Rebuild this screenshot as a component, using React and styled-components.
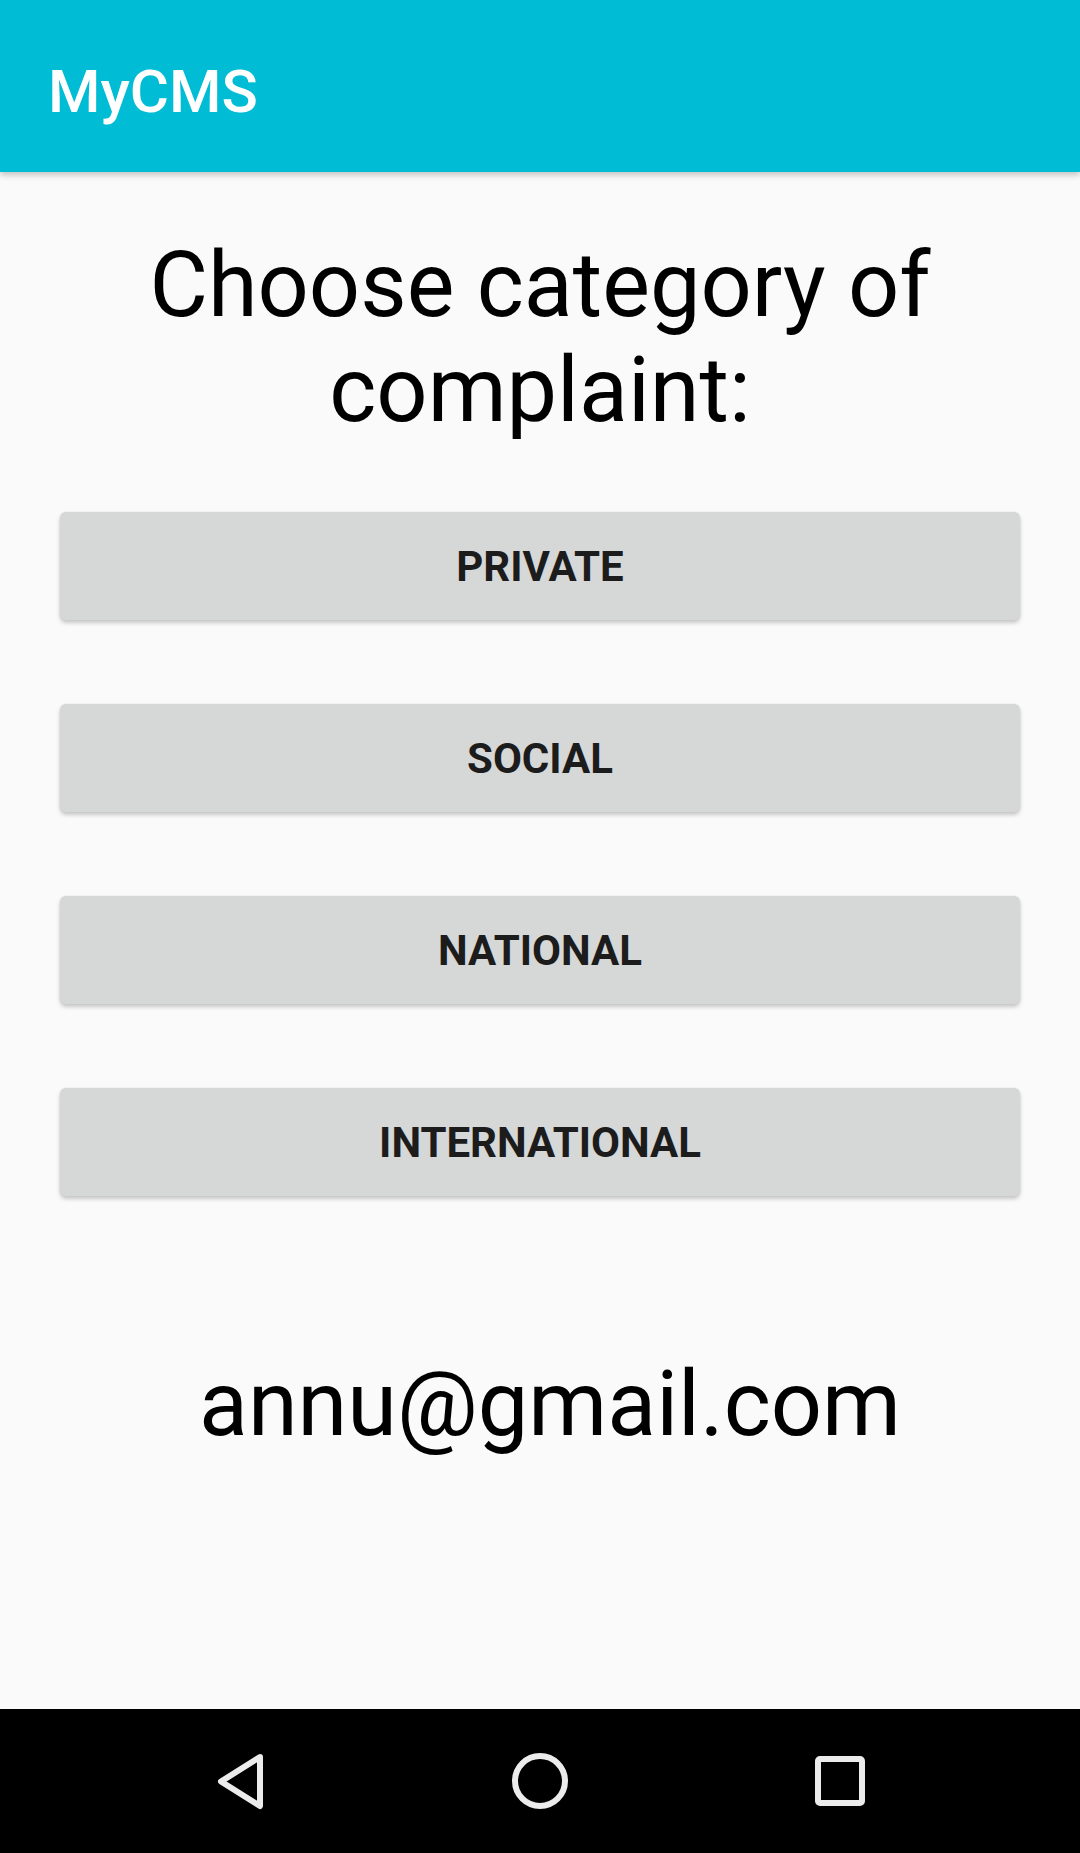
import React from 'react';
import styled, { createGlobalStyle } from 'styled-components';

const GlobalStyle = createGlobalStyle`
  html, body {
    margin: 0;
    padding: 0;
    background: #fafafa;
  }
  body {
    font-family: Roboto, "Noto Sans", sans-serif;
  }
`;

const Screen = styled.div`
  width: 1080px;
  height: 1853px;
  display: flex;
  flex-direction: column;
  background: #fafafa;
  overflow: hidden;
`;

const AppBar = styled.header`
  height: 172px;
  box-sizing: border-box;
  flex-shrink: 0;
  display: flex;
  align-items: center;
  padding: 10px 0 0 48px;
  background: #00bcd4;
  box-shadow: 0 3px 6px rgba(0, 0, 0, 0.22);
  position: relative;
  z-index: 1;
`;

const Title = styled.h1`
  margin: 0;
  font-family: Roboto, sans-serif;
  font-size: 60px;
  font-weight: 500;
  color: #ffffff;
`;

const Content = styled.main`
  flex: 1;
  display: flex;
  flex-direction: column;
  padding: 61px 60px 0;
`;

const Heading = styled.h2`
  margin: 0;
  font-family: Roboto, sans-serif;
  font-size: 90px;
  line-height: 105px;
  font-weight: 400;
  color: #000;
  text-align: center;
`;

const ButtonList = styled.div`
  display: flex;
  flex-direction: column;
  gap: 84px;
  margin-top: 69px;
`;

const CategoryButton = styled.button`
  height: 108px;
  border: none;
  border-radius: 6px;
  background: #d6d7d7;
  color: #1c1c1c;
  font-family: Roboto, sans-serif;
  font-size: 42px;
  font-weight: 700;
  text-transform: uppercase;
  box-shadow: 0 3px 4px rgba(0, 0, 0, 0.2), 0 0 2px rgba(0, 0, 0, 0.1);
  cursor: pointer;
`;

const Email = styled.p`
  margin: 156px 0 0;
  padding-left: 20px;
  font-family: Roboto, sans-serif;
  font-size: 90px;
  line-height: 105px;
  color: #000;
  text-align: center;
`;

const NavBar = styled.nav`
  height: 144px;
  flex-shrink: 0;
  background: #000;
  display: grid;
  grid-template-columns: repeat(3, 300px);
  justify-content: center;
  align-items: center;
`;

const NavSlot = styled.div`
  display: flex;
  justify-content: center;
  align-items: center;
  height: 72px;
`;

const iconStroke = {
  fill: 'none',
  stroke: '#ececec',
  strokeWidth: 6,
  strokeLinejoin: 'round',
};

function BackIcon() {
  return (
    <svg width="72" height="72" viewBox="0 0 72 72">
      <path d="M56 12 L17 36.5 L56 61 Z" {...iconStroke} />
    </svg>
  );
}

function HomeIcon() {
  return (
    <svg width="72" height="72" viewBox="0 0 72 72">
      <circle cx="36" cy="36" r="25" {...iconStroke} />
    </svg>
  );
}

function RecentsIcon() {
  return (
    <svg width="72" height="72" viewBox="0 0 72 72">
      <rect x="14" y="14" width="44" height="44" rx="2" {...iconStroke} />
    </svg>
  );
}

const categories = ['Private', 'Social', 'National', 'International'];

export default function App() {
  return (
    <>
      <GlobalStyle />
      <Screen>
        <AppBar>
          <Title>MyCMS</Title>
        </AppBar>
        <Content>
          <Heading>Choose category of complaint:</Heading>
          <ButtonList>
            {categories.map((c) => (
              <CategoryButton key={c}>{c}</CategoryButton>
            ))}
          </ButtonList>
          <Email>annu@gmail.com</Email>
        </Content>
        <NavBar>
          <NavSlot><BackIcon /></NavSlot>
          <NavSlot><HomeIcon /></NavSlot>
          <NavSlot><RecentsIcon /></NavSlot>
        </NavBar>
      </Screen>
    </>
  );
}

--------------------

> [Task] Check each line above for the string "styled", then copy the ones that have it.

> [Reply]
Rebuild this screenshot as a component, using React and styled-components.
import styled, { createGlobalStyle } from 'styled-components';
const Screen = styled.div`
const AppBar = styled.header`
const Title = styled.h1`
const Content = styled.main`
const Heading = styled.h2`
const ButtonList = styled.div`
const CategoryButton = styled.button`
const Email = styled.p`
const NavBar = styled.nav`
const NavSlot = styled.div`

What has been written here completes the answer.